No HC 73.271/SP, Relator o eminente Ministro CELSO DE MELLO, mencionado pelo Sr. Ministro Gilmar Mendes, decidiu o Supremo Tribunal Federal:

“(…)

PERSECUÇÃO PENAL – MINISTÉRIO PÚBLICO – APTIDÃO DA DENÚNCIA.

O Ministério Público, para validamente formular a denúncia penal, deve ter por suporte uma necessária base empírica, a fim de que o exercício desse grave dever-poder não se transforme em instrumento de injusta persecução estatal. O ajuizamento da ação penal condenatória supõe a existência de justa causa, que se tem por inocorrente quando o comportamento atribuído ao réu ‘nem mesmo em tese constitui crime, ou quando, configurando uma infração penal, resulta de pura criação mental da acusação’ (RF 150/393, Rel. Min. OROZIMBO NONATO).

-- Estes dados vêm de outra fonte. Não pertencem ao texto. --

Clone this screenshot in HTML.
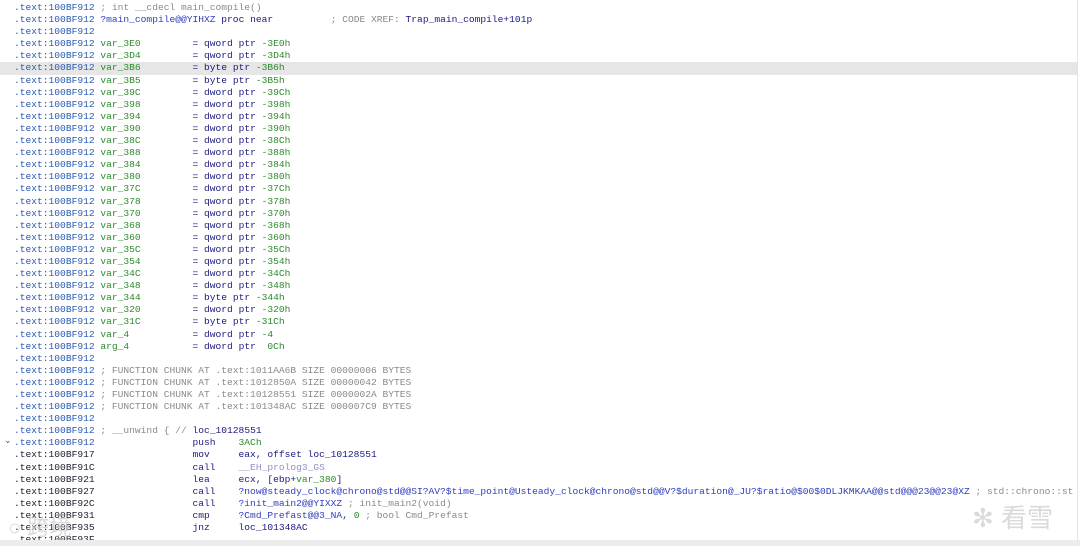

A peça acusatória deve conter a exposição do fato delituoso em toda a sua essência e com todas as suas circunstâncias. Essa narração, ainda que sucinta, impõe-se ao acusador como exigência derivada do postulado constitucional que assegura ao réu o pleno exercício do direito de defesa. Denúncia que não descreve adequadamente o fato criminoso é denúncia inepta. Precedente.

(…).” (“DJ” de 04.10.96)

A denúncia, no caso sob exame, bem anotou o Ministro Gilmar Mendes, é inepta. A ameaça e o abuso de poder estão sendo investigados em sede própria, por isso que ficou esclarecido que contra o paciente foi instaurada ação penal. O que não é possível é a inclusão do paciente numa denúncia por formação de quadrilha sem que sejam apontados os fatos, como linhas atrás tentamos demonstrar, que indicariam a participação do paciente nessa quadrilha, ou, como bem sustenta o ilustre impetrante, o Dr. Mariz de Oliveira, sem que se demonstre “em que medida esta eventual ameaça é indicativo de participação em quadrilha”, ou “qual o liame, o nexo lógico, o elo causal entre o possível abuso de autoridade e a participação em quadrilha”.

Do exposto, com a vênia do Sr. Ministro Joaquim Barbosa e da Sr. Ministra Ellen Gracie, adiro ao voto do Sr. Ministro Gilmar Mendes e concedo a ordem de habeas corpus.